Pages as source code
· · · · ·

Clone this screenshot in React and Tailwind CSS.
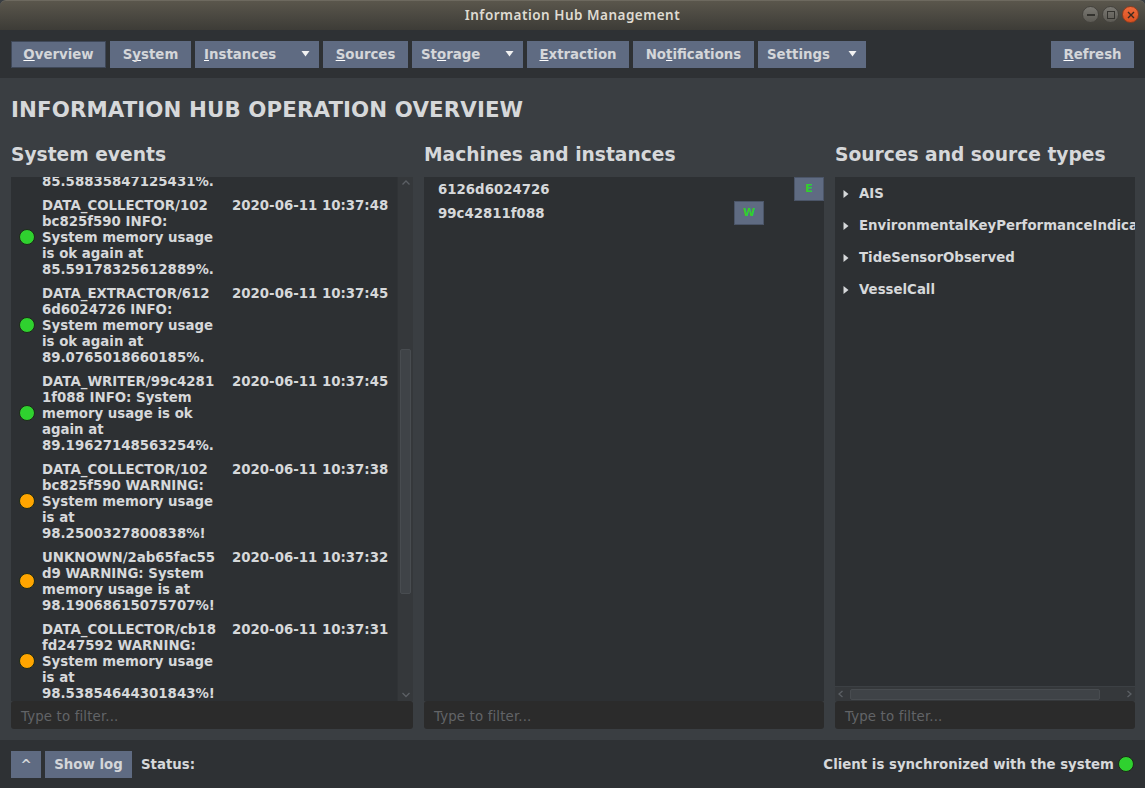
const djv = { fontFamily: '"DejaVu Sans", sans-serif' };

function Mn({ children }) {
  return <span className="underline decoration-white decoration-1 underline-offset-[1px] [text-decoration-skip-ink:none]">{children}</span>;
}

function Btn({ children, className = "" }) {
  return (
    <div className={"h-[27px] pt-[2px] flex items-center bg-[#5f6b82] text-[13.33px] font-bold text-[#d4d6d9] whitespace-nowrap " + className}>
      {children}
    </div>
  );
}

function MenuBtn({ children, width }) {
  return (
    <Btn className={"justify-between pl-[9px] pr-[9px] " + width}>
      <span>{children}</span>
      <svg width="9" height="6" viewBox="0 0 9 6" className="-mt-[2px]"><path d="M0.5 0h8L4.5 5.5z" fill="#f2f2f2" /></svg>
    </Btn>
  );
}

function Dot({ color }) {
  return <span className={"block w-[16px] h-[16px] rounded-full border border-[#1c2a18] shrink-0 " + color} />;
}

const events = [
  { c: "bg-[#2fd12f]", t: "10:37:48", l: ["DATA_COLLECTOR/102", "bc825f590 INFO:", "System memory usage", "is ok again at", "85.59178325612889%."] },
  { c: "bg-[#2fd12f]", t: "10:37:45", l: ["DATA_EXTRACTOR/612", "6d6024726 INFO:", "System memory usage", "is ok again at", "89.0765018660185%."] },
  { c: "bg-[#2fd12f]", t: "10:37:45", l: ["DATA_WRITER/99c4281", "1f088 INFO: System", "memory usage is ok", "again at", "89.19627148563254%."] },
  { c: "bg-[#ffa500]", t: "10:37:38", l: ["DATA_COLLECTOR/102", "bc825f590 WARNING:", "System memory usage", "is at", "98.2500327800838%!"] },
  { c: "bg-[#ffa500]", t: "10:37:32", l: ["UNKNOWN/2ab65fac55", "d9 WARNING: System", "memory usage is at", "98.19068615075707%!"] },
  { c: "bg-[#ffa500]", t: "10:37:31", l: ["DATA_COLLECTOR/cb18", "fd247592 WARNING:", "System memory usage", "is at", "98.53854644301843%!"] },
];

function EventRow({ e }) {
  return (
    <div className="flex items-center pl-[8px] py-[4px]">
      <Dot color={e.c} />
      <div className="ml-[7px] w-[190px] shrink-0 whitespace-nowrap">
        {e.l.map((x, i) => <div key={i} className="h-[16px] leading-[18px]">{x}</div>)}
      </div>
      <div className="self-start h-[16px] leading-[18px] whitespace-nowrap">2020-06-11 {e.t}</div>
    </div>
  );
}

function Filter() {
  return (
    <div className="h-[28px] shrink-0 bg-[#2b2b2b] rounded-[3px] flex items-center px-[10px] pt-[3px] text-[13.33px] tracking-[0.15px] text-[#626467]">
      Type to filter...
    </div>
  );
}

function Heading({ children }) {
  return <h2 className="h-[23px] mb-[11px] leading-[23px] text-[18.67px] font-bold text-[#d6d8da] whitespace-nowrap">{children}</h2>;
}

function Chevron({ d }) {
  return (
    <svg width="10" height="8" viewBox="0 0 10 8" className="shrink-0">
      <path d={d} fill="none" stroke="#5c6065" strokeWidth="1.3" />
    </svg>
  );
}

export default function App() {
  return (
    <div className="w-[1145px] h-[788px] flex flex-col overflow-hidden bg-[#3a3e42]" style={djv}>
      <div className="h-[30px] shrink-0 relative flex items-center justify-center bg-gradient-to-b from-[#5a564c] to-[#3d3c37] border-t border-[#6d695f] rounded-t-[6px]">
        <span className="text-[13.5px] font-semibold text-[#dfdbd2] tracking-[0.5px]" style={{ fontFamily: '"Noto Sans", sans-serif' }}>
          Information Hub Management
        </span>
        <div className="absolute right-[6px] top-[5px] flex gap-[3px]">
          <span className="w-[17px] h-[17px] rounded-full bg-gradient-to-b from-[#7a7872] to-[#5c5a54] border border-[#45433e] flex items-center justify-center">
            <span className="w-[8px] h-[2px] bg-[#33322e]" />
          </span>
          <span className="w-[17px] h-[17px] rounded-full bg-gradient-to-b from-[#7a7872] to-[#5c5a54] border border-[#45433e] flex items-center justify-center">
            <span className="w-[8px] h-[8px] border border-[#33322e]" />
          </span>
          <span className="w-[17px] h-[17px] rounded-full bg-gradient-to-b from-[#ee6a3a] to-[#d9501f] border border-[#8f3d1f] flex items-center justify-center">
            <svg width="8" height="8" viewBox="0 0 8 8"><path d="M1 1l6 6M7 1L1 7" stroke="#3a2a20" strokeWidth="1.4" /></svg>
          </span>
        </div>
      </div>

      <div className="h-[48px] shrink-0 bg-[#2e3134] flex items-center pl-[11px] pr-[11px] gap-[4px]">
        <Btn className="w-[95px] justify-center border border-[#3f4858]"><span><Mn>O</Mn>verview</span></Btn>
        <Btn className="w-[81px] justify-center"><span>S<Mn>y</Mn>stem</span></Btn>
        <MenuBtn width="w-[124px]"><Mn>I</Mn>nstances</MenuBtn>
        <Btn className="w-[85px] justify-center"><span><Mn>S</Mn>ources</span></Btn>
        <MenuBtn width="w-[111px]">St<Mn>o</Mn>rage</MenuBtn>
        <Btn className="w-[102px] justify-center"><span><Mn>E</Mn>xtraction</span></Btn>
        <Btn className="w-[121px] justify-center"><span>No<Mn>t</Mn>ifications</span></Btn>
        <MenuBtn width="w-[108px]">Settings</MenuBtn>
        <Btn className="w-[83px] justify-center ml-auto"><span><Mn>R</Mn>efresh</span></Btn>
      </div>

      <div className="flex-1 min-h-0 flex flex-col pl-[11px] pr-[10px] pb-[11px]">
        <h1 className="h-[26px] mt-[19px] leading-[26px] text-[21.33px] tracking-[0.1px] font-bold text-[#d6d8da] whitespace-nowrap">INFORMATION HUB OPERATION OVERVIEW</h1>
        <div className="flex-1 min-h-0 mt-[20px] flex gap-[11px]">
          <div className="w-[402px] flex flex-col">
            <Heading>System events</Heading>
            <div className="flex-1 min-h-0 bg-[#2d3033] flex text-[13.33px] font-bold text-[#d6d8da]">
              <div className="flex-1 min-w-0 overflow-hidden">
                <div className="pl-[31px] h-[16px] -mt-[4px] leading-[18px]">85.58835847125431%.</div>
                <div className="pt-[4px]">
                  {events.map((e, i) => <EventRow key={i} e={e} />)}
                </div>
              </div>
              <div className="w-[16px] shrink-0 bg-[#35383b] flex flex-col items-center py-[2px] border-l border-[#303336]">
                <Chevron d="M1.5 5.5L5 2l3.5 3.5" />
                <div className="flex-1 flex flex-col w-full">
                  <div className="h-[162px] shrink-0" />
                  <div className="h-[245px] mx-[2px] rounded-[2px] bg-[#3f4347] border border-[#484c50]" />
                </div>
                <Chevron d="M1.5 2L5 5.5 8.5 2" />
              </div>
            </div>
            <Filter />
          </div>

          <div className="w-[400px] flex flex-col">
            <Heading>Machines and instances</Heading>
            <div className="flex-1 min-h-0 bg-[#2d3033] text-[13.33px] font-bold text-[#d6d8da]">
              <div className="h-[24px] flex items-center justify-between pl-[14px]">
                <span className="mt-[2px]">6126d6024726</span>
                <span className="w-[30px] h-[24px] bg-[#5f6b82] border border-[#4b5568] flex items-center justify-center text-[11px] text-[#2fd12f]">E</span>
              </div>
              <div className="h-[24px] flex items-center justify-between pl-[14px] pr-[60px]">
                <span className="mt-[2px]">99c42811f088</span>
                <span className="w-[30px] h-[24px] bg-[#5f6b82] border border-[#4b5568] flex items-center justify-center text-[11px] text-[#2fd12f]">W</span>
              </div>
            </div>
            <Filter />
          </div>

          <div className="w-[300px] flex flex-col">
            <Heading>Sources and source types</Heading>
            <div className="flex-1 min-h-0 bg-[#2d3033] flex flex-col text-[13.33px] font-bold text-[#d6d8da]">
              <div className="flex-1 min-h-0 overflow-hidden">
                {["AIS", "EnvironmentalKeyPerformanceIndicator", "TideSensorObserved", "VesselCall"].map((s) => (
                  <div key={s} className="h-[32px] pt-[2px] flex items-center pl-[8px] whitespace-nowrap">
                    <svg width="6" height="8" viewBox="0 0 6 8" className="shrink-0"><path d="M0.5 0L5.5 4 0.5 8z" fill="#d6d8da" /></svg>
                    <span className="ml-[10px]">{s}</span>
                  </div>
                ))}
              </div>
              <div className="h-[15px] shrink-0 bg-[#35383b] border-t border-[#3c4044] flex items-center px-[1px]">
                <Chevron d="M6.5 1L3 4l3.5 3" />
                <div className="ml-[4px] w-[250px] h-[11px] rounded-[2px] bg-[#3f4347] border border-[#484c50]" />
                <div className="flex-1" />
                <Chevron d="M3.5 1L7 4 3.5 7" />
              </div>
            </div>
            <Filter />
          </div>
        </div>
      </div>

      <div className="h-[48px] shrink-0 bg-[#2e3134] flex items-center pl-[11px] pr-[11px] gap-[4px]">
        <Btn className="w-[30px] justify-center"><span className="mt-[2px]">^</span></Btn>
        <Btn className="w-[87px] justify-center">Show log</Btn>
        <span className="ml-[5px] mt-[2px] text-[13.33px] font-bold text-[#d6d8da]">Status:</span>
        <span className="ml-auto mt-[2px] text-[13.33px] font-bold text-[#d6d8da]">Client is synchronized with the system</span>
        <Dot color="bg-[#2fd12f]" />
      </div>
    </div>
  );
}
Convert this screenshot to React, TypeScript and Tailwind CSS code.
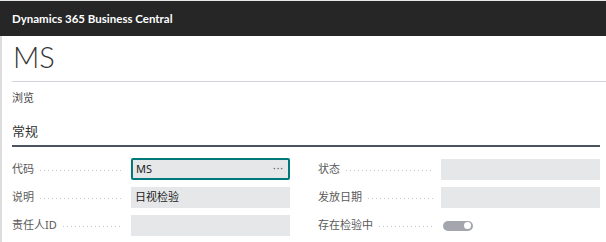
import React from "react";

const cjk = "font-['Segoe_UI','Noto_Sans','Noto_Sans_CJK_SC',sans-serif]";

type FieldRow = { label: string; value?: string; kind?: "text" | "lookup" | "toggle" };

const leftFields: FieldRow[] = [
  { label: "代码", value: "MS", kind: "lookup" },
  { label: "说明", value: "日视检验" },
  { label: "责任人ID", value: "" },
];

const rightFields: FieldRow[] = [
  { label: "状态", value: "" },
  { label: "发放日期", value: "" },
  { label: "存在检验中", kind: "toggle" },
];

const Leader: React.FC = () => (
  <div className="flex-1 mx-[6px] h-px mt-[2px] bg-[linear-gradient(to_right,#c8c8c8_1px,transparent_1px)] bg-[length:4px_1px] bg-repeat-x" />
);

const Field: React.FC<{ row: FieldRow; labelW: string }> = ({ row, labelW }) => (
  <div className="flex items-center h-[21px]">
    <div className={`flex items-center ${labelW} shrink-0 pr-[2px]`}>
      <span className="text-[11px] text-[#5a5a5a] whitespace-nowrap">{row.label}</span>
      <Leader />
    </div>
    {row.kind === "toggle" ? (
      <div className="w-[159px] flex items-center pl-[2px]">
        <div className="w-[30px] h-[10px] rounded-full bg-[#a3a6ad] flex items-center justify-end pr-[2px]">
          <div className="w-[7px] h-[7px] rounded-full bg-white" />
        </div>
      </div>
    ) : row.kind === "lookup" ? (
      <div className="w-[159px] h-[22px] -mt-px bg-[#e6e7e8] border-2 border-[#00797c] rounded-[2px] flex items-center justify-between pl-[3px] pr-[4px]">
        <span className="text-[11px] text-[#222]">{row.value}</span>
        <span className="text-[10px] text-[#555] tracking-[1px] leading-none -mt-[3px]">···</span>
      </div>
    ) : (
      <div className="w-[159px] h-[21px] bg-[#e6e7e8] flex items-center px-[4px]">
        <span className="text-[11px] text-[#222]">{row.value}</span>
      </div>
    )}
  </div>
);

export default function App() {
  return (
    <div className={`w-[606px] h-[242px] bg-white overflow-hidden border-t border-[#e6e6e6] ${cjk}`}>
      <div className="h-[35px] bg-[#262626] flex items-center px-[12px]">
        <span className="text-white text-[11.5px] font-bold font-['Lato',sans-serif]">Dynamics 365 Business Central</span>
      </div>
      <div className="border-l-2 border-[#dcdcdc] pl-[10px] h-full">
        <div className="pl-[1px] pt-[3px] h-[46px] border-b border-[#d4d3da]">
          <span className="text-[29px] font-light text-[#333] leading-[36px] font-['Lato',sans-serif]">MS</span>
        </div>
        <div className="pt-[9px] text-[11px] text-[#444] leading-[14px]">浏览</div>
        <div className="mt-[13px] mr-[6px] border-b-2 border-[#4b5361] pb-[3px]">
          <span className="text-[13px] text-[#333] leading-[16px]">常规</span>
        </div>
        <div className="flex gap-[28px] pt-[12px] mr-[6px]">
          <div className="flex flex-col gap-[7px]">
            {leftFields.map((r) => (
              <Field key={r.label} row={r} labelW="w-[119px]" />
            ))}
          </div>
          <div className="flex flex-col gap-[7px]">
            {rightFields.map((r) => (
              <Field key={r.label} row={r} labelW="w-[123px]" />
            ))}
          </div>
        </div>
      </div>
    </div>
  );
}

· · · · ·

Make a tally of the lines in this data that include the string "screenshot", and answer with that tally alone.

2